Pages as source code
------------

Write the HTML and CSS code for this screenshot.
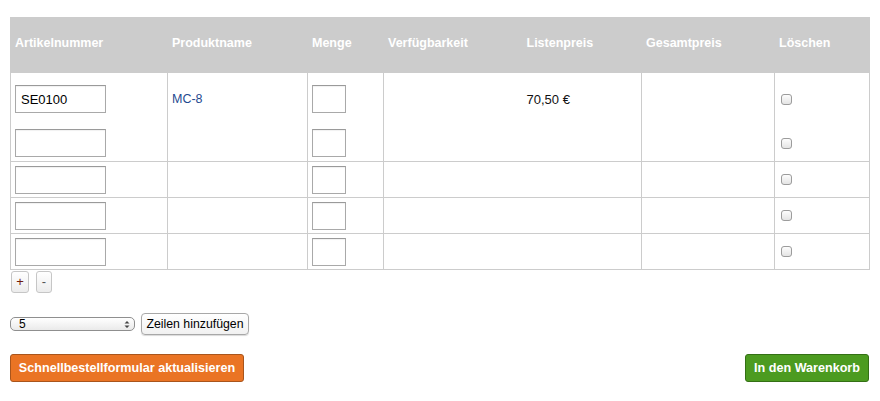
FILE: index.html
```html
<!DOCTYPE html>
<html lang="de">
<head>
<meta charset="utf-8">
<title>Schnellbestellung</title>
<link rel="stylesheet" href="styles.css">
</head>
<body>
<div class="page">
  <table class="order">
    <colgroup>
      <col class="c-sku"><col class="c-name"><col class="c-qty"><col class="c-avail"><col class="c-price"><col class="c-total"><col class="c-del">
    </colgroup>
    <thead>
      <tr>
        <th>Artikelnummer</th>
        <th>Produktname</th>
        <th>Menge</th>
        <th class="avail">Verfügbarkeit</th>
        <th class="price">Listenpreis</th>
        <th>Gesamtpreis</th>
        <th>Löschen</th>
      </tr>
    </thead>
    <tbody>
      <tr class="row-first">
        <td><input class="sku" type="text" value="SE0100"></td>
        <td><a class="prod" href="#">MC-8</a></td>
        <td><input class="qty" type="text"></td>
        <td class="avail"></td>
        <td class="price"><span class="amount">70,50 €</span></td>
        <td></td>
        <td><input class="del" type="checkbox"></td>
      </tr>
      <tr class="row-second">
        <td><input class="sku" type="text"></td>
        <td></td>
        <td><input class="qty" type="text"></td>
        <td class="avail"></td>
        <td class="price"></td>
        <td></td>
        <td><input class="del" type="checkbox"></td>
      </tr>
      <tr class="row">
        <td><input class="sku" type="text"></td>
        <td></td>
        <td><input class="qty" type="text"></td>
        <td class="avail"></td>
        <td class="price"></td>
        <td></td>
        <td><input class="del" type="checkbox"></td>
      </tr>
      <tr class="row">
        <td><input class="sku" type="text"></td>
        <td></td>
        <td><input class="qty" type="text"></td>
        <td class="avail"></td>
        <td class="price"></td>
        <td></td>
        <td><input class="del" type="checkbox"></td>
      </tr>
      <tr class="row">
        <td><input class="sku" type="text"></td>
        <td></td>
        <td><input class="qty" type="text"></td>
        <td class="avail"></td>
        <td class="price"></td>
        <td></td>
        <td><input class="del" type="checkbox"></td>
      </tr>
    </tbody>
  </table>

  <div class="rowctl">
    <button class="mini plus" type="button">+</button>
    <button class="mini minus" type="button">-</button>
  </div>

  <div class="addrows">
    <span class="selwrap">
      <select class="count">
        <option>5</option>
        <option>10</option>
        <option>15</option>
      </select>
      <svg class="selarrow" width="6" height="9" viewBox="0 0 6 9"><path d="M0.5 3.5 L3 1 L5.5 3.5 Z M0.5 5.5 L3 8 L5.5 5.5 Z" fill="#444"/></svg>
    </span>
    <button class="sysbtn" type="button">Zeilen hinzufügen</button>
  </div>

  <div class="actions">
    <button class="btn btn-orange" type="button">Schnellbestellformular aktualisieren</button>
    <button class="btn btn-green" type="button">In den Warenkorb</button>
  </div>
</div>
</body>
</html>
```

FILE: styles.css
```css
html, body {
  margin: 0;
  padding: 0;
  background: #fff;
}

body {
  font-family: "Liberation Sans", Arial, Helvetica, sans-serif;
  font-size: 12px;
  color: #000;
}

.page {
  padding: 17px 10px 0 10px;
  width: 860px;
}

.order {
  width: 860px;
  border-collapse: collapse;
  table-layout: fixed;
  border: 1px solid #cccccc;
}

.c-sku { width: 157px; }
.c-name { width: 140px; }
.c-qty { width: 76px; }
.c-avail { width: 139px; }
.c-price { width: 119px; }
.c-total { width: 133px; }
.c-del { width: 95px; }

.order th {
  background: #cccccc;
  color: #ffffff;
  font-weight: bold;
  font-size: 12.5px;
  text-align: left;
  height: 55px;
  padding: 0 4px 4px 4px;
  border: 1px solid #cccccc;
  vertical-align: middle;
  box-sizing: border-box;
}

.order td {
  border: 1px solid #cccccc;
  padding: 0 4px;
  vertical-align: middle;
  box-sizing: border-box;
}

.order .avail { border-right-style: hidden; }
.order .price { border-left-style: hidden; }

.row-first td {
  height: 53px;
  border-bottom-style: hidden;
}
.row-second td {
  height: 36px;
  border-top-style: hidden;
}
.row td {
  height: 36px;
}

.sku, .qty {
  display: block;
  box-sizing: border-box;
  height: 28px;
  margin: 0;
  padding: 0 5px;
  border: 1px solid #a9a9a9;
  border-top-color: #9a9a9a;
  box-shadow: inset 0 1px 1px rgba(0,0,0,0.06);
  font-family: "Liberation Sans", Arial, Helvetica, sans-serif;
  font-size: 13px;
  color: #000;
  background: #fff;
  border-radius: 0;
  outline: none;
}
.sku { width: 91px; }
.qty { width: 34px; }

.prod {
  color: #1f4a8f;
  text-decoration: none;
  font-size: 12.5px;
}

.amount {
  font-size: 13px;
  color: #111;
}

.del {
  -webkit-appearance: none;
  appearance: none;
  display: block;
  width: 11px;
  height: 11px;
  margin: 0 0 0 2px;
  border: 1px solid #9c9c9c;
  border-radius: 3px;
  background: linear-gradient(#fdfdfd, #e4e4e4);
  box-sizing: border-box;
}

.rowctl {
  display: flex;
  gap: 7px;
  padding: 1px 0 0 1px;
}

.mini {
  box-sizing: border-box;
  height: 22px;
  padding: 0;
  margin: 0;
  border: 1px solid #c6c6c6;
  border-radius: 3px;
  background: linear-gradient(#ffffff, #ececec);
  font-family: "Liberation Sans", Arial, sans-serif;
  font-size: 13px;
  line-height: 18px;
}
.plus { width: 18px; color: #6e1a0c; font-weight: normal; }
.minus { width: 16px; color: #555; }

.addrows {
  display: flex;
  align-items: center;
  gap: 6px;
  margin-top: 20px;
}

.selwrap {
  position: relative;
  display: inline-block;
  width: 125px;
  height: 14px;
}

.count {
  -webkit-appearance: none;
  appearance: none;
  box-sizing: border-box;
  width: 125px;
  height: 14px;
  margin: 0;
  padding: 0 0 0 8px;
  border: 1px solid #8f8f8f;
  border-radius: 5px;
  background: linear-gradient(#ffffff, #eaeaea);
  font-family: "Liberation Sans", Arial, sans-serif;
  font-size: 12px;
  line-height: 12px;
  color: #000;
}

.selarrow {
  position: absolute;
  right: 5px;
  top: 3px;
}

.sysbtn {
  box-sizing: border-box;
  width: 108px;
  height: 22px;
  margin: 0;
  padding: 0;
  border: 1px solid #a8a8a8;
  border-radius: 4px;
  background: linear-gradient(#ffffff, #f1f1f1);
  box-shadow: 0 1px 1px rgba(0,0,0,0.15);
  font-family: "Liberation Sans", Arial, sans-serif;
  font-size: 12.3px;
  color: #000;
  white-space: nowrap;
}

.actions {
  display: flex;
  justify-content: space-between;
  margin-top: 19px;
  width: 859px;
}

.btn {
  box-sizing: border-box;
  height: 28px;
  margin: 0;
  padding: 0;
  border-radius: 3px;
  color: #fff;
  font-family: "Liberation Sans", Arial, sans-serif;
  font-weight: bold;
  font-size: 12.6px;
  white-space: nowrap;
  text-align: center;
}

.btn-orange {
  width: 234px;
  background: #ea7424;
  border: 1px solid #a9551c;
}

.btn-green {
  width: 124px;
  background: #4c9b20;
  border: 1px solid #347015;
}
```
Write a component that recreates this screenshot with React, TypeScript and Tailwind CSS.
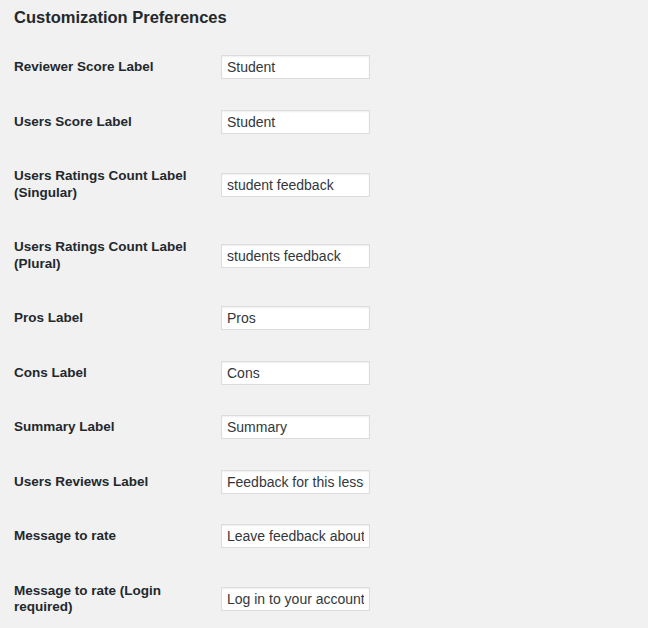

------------

**INSTRUCTIONS TO FOLLOW**. Restate the whole of the material word for word without the pictures.

**TASK ANSWER**.
Write the HTML and CSS code for this screenshot.
FILE: index.html
```html
<!DOCTYPE html>
<html lang="de">
<head>
<meta charset="utf-8">
<title>Schnellbestellung</title>
<link rel="stylesheet" href="styles.css">
</head>
<body>
<div class="page">
  <table class="order">
    <colgroup>
      <col class="c-sku"><col class="c-name"><col class="c-qty"><col class="c-avail"><col class="c-price"><col class="c-total"><col class="c-del">
    </colgroup>
    <thead>
      <tr>
        <th>Artikelnummer</th>
        <th>Produktname</th>
        <th>Menge</th>
        <th class="avail">Verfügbarkeit</th>
        <th class="price">Listenpreis</th>
        <th>Gesamtpreis</th>
        <th>Löschen</th>
      </tr>
    </thead>
    <tbody>
      <tr class="row-first">
        <td><input class="sku" type="text" value="SE0100"></td>
        <td><a class="prod" href="#">MC-8</a></td>
        <td><input class="qty" type="text"></td>
        <td class="avail"></td>
        <td class="price"><span class="amount">70,50 €</span></td>
        <td></td>
        <td><input class="del" type="checkbox"></td>
      </tr>
      <tr class="row-second">
        <td><input class="sku" type="text"></td>
        <td></td>
        <td><input class="qty" type="text"></td>
        <td class="avail"></td>
        <td class="price"></td>
        <td></td>
        <td><input class="del" type="checkbox"></td>
      </tr>
      <tr class="row">
        <td><input class="sku" type="text"></td>
        <td></td>
        <td><input class="qty" type="text"></td>
        <td class="avail"></td>
        <td class="price"></td>
        <td></td>
        <td><input class="del" type="checkbox"></td>
      </tr>
      <tr class="row">
        <td><input class="sku" type="text"></td>
        <td></td>
        <td><input class="qty" type="text"></td>
        <td class="avail"></td>
        <td class="price"></td>
        <td></td>
        <td><input class="del" type="checkbox"></td>
      </tr>
      <tr class="row">
        <td><input class="sku" type="text"></td>
        <td></td>
        <td><input class="qty" type="text"></td>
        <td class="avail"></td>
        <td class="price"></td>
        <td></td>
        <td><input class="del" type="checkbox"></td>
      </tr>
    </tbody>
  </table>

  <div class="rowctl">
    <button class="mini plus" type="button">+</button>
    <button class="mini minus" type="button">-</button>
  </div>

  <div class="addrows">
    <span class="selwrap">
      <select class="count">
        <option>5</option>
        <option>10</option>
        <option>15</option>
      </select>
      <svg class="selarrow" width="6" height="9" viewBox="0 0 6 9"><path d="M0.5 3.5 L3 1 L5.5 3.5 Z M0.5 5.5 L3 8 L5.5 5.5 Z" fill="#444"/></svg>
    </span>
    <button class="sysbtn" type="button">Zeilen hinzufügen</button>
  </div>

  <div class="actions">
    <button class="btn btn-orange" type="button">Schnellbestellformular aktualisieren</button>
    <button class="btn btn-green" type="button">In den Warenkorb</button>
  </div>
</div>
</body>
</html>
```

FILE: styles.css
```css
html, body {
  margin: 0;
  padding: 0;
  background: #fff;
}

body {
  font-family: "Liberation Sans", Arial, Helvetica, sans-serif;
  font-size: 12px;
  color: #000;
}

.page {
  padding: 17px 10px 0 10px;
  width: 860px;
}

.order {
  width: 860px;
  border-collapse: collapse;
  table-layout: fixed;
  border: 1px solid #cccccc;
}

.c-sku { width: 157px; }
.c-name { width: 140px; }
.c-qty { width: 76px; }
.c-avail { width: 139px; }
.c-price { width: 119px; }
.c-total { width: 133px; }
.c-del { width: 95px; }

.order th {
  background: #cccccc;
  color: #ffffff;
  font-weight: bold;
  font-size: 12.5px;
  text-align: left;
  height: 55px;
  padding: 0 4px 4px 4px;
  border: 1px solid #cccccc;
  vertical-align: middle;
  box-sizing: border-box;
}

.order td {
  border: 1px solid #cccccc;
  padding: 0 4px;
  vertical-align: middle;
  box-sizing: border-box;
}

.order .avail { border-right-style: hidden; }
.order .price { border-left-style: hidden; }

.row-first td {
  height: 53px;
  border-bottom-style: hidden;
}
.row-second td {
  height: 36px;
  border-top-style: hidden;
}
.row td {
  height: 36px;
}

.sku, .qty {
  display: block;
  box-sizing: border-box;
  height: 28px;
  margin: 0;
  padding: 0 5px;
  border: 1px solid #a9a9a9;
  border-top-color: #9a9a9a;
  box-shadow: inset 0 1px 1px rgba(0,0,0,0.06);
  font-family: "Liberation Sans", Arial, Helvetica, sans-serif;
  font-size: 13px;
  color: #000;
  background: #fff;
  border-radius: 0;
  outline: none;
}
.sku { width: 91px; }
.qty { width: 34px; }

.prod {
  color: #1f4a8f;
  text-decoration: none;
  font-size: 12.5px;
}

.amount {
  font-size: 13px;
  color: #111;
}

.del {
  -webkit-appearance: none;
  appearance: none;
  display: block;
  width: 11px;
  height: 11px;
  margin: 0 0 0 2px;
  border: 1px solid #9c9c9c;
  border-radius: 3px;
  background: linear-gradient(#fdfdfd, #e4e4e4);
  box-sizing: border-box;
}

.rowctl {
  display: flex;
  gap: 7px;
  padding: 1px 0 0 1px;
}

.mini {
  box-sizing: border-box;
  height: 22px;
  padding: 0;
  margin: 0;
  border: 1px solid #c6c6c6;
  border-radius: 3px;
  background: linear-gradient(#ffffff, #ececec);
  font-family: "Liberation Sans", Arial, sans-serif;
  font-size: 13px;
  line-height: 18px;
}
.plus { width: 18px; color: #6e1a0c; font-weight: normal; }
.minus { width: 16px; color: #555; }

.addrows {
  display: flex;
  align-items: center;
  gap: 6px;
  margin-top: 20px;
}

.selwrap {
  position: relative;
  display: inline-block;
  width: 125px;
  height: 14px;
}

.count {
  -webkit-appearance: none;
  appearance: none;
  box-sizing: border-box;
  width: 125px;
  height: 14px;
  margin: 0;
  padding: 0 0 0 8px;
  border: 1px solid #8f8f8f;
  border-radius: 5px;
  background: linear-gradient(#ffffff, #eaeaea);
  font-family: "Liberation Sans", Arial, sans-serif;
  font-size: 12px;
  line-height: 12px;
  color: #000;
}

.selarrow {
  position: absolute;
  right: 5px;
  top: 3px;
}

.sysbtn {
  box-sizing: border-box;
  width: 108px;
  height: 22px;
  margin: 0;
  padding: 0;
  border: 1px solid #a8a8a8;
  border-radius: 4px;
  background: linear-gradient(#ffffff, #f1f1f1);
  box-shadow: 0 1px 1px rgba(0,0,0,0.15);
  font-family: "Liberation Sans", Arial, sans-serif;
  font-size: 12.3px;
  color: #000;
  white-space: nowrap;
}

.actions {
  display: flex;
  justify-content: space-between;
  margin-top: 19px;
  width: 859px;
}

.btn {
  box-sizing: border-box;
  height: 28px;
  margin: 0;
  padding: 0;
  border-radius: 3px;
  color: #fff;
  font-family: "Liberation Sans", Arial, sans-serif;
  font-weight: bold;
  font-size: 12.6px;
  white-space: nowrap;
  text-align: center;
}

.btn-orange {
  width: 234px;
  background: #ea7424;
  border: 1px solid #a9551c;
}

.btn-green {
  width: 124px;
  background: #4c9b20;
  border: 1px solid #347015;
}
```
Write a component that recreates this screenshot with React, TypeScript and Tailwind CSS.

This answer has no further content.